Not Even Happiness is full of unplaceable but familiar gestures that seem like they could have been paraphrased from any number of past bittersweet love ballads, but the album is propelled by enough stylistic variation to hold even a relatively impatient listener’s attention. It alternates dreamy pastorals like “Follow Your Voice” and “Natural Blue,” with the ragtime fingerpicking of “Sleepwalker” and “Morning Dove,” and sleepy Americana in the vein of “Melting Grid.” The shifts in musical affect seem to evoke the cross-country tour referenced on the album: “passing from Colorado, Wyoming, Helena into the Evergreen” and “southwestern towns/I’d been in before.” Each song is a new vista, but glimpsed through the same car window.  

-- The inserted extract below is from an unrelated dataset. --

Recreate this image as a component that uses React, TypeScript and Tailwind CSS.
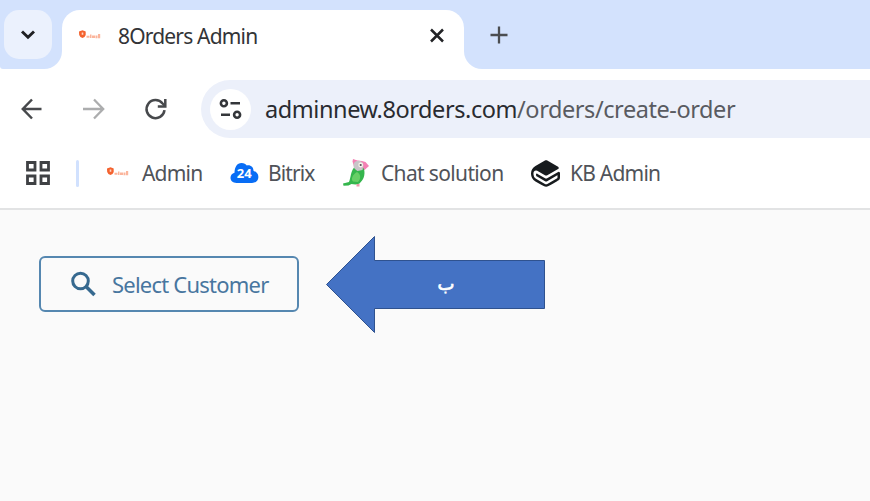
import React from "react";
import { SiGitbook } from "react-icons/si";

function BrandMark() {
  return (
    <svg width="24" height="14" viewBox="0 0 24 14" className="block shrink-0">
      <path d="M1 2.500 4.500 1.300 7.700 2.500v3.500q-.8 2.300-3.200 3-2.600-.7-3.300-3z" fill="#f4622e" />
      <path d="M3.700 3.500h1.600v2.300H3.700z" fill="#ffd5c5" />
      <path d="M8.500 6.800h3v2h-3zM12 5.500h1.500v3.500H12zM14 6.500h3v2.500h-3zM17.500 6.500h2v2.800h-2zM20 5h2.200v4.300H20z" fill="#fbb59c" />
    </svg>
  );
}

function TabStrip() {
  return (
    <div className="flex h-[69px] bg-white">
      <div className="w-[62px] rounded-br-[18px] rounded-bl-[3px] bg-[#d3e2fd] pt-[10px] pl-[4px]">
        <div className="flex h-[49px] w-[48px] items-center justify-center rounded-[15px] bg-[#ebf1fd]">
          <svg width="16" height="12" viewBox="0 0 16 12" className="block">
            <path d="m2 2.500 6 5.800 6-5.800" fill="none" stroke="#1f2023" strokeWidth="2.900" />
          </svg>
        </div>
      </div>
      <div className="w-[402px] bg-[#d3e2fd] pt-[10px]">
        <div className="flex h-[59px] items-center rounded-t-[18px] bg-white pb-[8px] pl-[16px]">
          <BrandMark />
          <span className="ml-[16px] w-[311px] text-[21px] leading-[30px] tracking-[-0.820px] whitespace-nowrap text-[#333437]">8Orders Admin</span>
          <svg width="16" height="16" viewBox="0 0 16 16" className="block shrink-0">
            <path d="m2 1.500 12 12M14 1.500l-12 12" stroke="#222326" strokeWidth="2.500" />
          </svg>
        </div>
      </div>
      <div className="flex-1 rounded-bl-[18px] bg-[#d3e2fd] pt-[26px] pl-[26px]">
        <svg width="18" height="18" viewBox="0 0 18 18" className="block">
          <path d="M9 .5v17M.5 9h17" stroke="#4b4d51" strokeWidth="2.300" />
        </svg>
      </div>
    </div>
  );
}

function Toolbar() {
  return (
    <div className="flex h-[69px] items-center pt-[11px]">
      <div className="flex h-[58px] w-[201px] items-center pl-[21px]">
        <svg width="22" height="22" viewBox="0 0 22 22" className="block">
          <path d="M20.500 11H2M11 1.500 1.800 11l9.200 9.500" fill="none" stroke="#47494c" strokeWidth="2.500" />
        </svg>
        <svg width="22" height="22" viewBox="0 0 22 22" className="ml-[40px] block">
          <path d="M0 11h20M11 1.500l9.200 9.500L11 20.500" fill="none" stroke="#acadae" strokeWidth="2.300" />
        </svg>
        <svg width="24" height="24" viewBox="0 0 24 24" className="ml-[39px] block">
          <path d="M20.500 13.200A9 9 0 1 1 18.600 6.500L21 9" fill="none" stroke="#47494c" strokeWidth="2.500" />
          <path d="M21.300 2v7.500h-7.500" fill="none" stroke="#47494c" strokeWidth="2.500" />
        </svg>
      </div>
      <div className="flex h-[58px] flex-1 items-center rounded-l-full bg-[#ecf0fa] pl-[9px]">
        <div className="flex size-[41px] items-center justify-center rounded-full bg-white">
          <svg width="24" height="22" viewBox="0 0 24 22" className="block">
            <g fill="none" stroke="#34363a" strokeWidth="2.600">
              <circle cx="4.900" cy="5.300" r="3" />
              <path d="M11.500 5.300H21M2 16.700h9" />
              <circle cx="18.100" cy="16.700" r="3" />
            </g>
          </svg>
        </div>
        <span className="ml-[14px] text-[23.500px] leading-[34px] tracking-[-0.430px] whitespace-nowrap text-[#595b61]">
          <span className="text-[#292b30]">adminnew.8orders.com</span>/orders/create-order
        </span>
      </div>
    </div>
  );
}

function Cloud() {
  return (
    <svg width="30" height="24" viewBox="0 0 30 24" className="block">
      <path d="M6.500 22C2.800 22 .5 19.800.5 16.800c0-2.600 1.600-4.500 4-5C4.700 6 7 2 11.500 2c2.700 0 4.100 1 5.300 2.500 3.800-.8 6.600 1.500 6.800 5.500 2.800.8 4.800 2.900 4.800 5.900 0 3.800-2.700 6.100-6.400 6.100z" fill="#086df5" />
      <text x="14.300" y="17.300" fontSize="13" fontWeight="700" fill="white" textAnchor="middle">24</text>
    </svg>
  );
}

function Parrot() {
  return (
    <svg width="28" height="30" viewBox="0 0 28 30" className="block">
      <path d="M10.500 3.500 11 1l4.500 1.500L20 3l3.500 1 3.500 4-4.500 4-10-2z" fill="#f481b4" />
      <path d="M12 9.500c4-2 9-1 10 1.500 1.500 6-.5 11-4.500 14.500-3 1.500-6 .8-8 .5l-3 1.500-5 .3-.5-2.300 6-1.500C9 19 8.500 14 12 9.500" fill="#35b64d" />
      <path d="M15 14c4 2 4 7 1 10l-5-.5c-2.500-2-.5-7 4-9.500" fill="#67cf66" />
      <path d="M12 5c3-4 9-2 9.500 2l-1 5-5 1c-3-2-5-4-3.500-8" fill="#c9c5c9" />
      <circle cx="18.700" cy="7" r="2.400" fill="#f6f3e9" />
      <circle cx="18.700" cy="7" r="1.100" fill="#55515a" />
      <path d="M14.500 26h3v2.500h-3z" fill="#e99aaa" />
    </svg>
  );
}

function Bookmarks() {
  const label = "text-[21px] leading-[30px] whitespace-nowrap";
  return (
    <div className="flex h-[72px] items-center border-b-2 border-[#e2e3e4] pl-[25px] text-[#505359]">
      <svg width="26" height="26" viewBox="0 0 26 26" className="block">
        <path d="M2.500 2.500h7.500V10H2.500zM16 2.500h7.500V10H16zM2.500 16h7.500v7.500H2.500zM16 16h7.500v7.500H16z" fill="none" stroke="#3f4144" strokeWidth="2.800" />
      </svg>
      <div className="ml-[25px] h-[27px] w-[3px] rounded-full bg-[#d1e1fe]" />
      <div className="ml-[27px] flex w-[124px] items-center gap-[12px]">
        <BrandMark />
        <span className={label + " tracking-[-0.800px]"}>Admin</span>
      </div>
      <div className="flex w-[112px] items-center gap-[8px]">
        <Cloud />
        <span className={label + " tracking-[-0.900px]"}>Bitrix</span>
      </div>
      <div className="flex w-[188px] items-center gap-[11px]">
        <Parrot />
        <span className={label + " tracking-[-0.650px]"}>Chat solution</span>
      </div>
      <div className="flex items-center gap-[10px] pl-[1px]">
        <SiGitbook size={29} className="block text-[#171b1e]" />
        <span className={label + " tracking-[-0.780px]"}>KB Admin</span>
      </div>
    </div>
  );
}

function OrderPage() {
  return (
    <main className="flex flex-1 items-start bg-[#fafafa] pt-[25px] pl-[39px]">
      <button className="mt-[21px] flex h-[56px] w-[260px] items-center rounded-[6px] border-2 border-[#5587b0] pl-[29px] text-[#48769f]">
        <svg width="27" height="27" viewBox="0 0 27 27" className="block">
          <circle cx="10.500" cy="10" r="7.800" fill="none" stroke="#36698f" strokeWidth="3" />
          <path d="m16 15.500 8.500 8.500" stroke="#36698f" strokeWidth="3.600" />
        </svg>
        <span className="ml-[15px] text-[22px] leading-[30px] tracking-[-0.780px] whitespace-nowrap">Select Customer</span>
      </button>
      <div className="ml-[26px] grid h-[98px] w-[220px] place-items-center">
        <svg width="220" height="98" viewBox="0 0 220 98" className="col-start-1 row-start-1 block">
          <path d="M1.500 49.500 49.500 1.500v24h170v48h-170v24z" fill="#4472c4" stroke="#2f528f" strokeWidth="1" />
        </svg>
        <span dir="rtl" className="col-start-1 row-start-1 mr-[-22px] font-['DejaVu_Sans',sans-serif] text-[18px] leading-[24px] text-white [-webkit-text-stroke:0.7px_white]">ب</span>
      </div>
    </main>
  );
}

export default function App() {
  return (
    <div className="flex h-[501px] w-[870px] flex-col overflow-hidden bg-white font-['Noto_Sans','Open_Sans',sans-serif]">
      <TabStrip />
      <Toolbar />
      <Bookmarks />
      <OrderPage />
    </div>
  );
}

Ultimately, the record’s closer and greatest departure–the electro-orchestral, Enya-reminiscent “I Lived Now as a Singer–distills all the themes of the album into one dreamy, cyclical miniature. She begins with a cryptic kiss-off to a past relationship, then recalls past trips fondly–”how the Catalinas brought me to the West”–but wonders if “travel led [her] anywhere,” really. The final lines of the record pose a question, tabled indefinitely: “At night beneath the universe you walk with me/Can I be ever near the edge of your mystery?” Like Joni Mitchell’s spare 1976 masterpiece Hejira, Not Even Happiness is a lonesome travel album par excellence: a document of transience and half-formed inspiration, reveling in riddles and paradox rather than firm conclusions.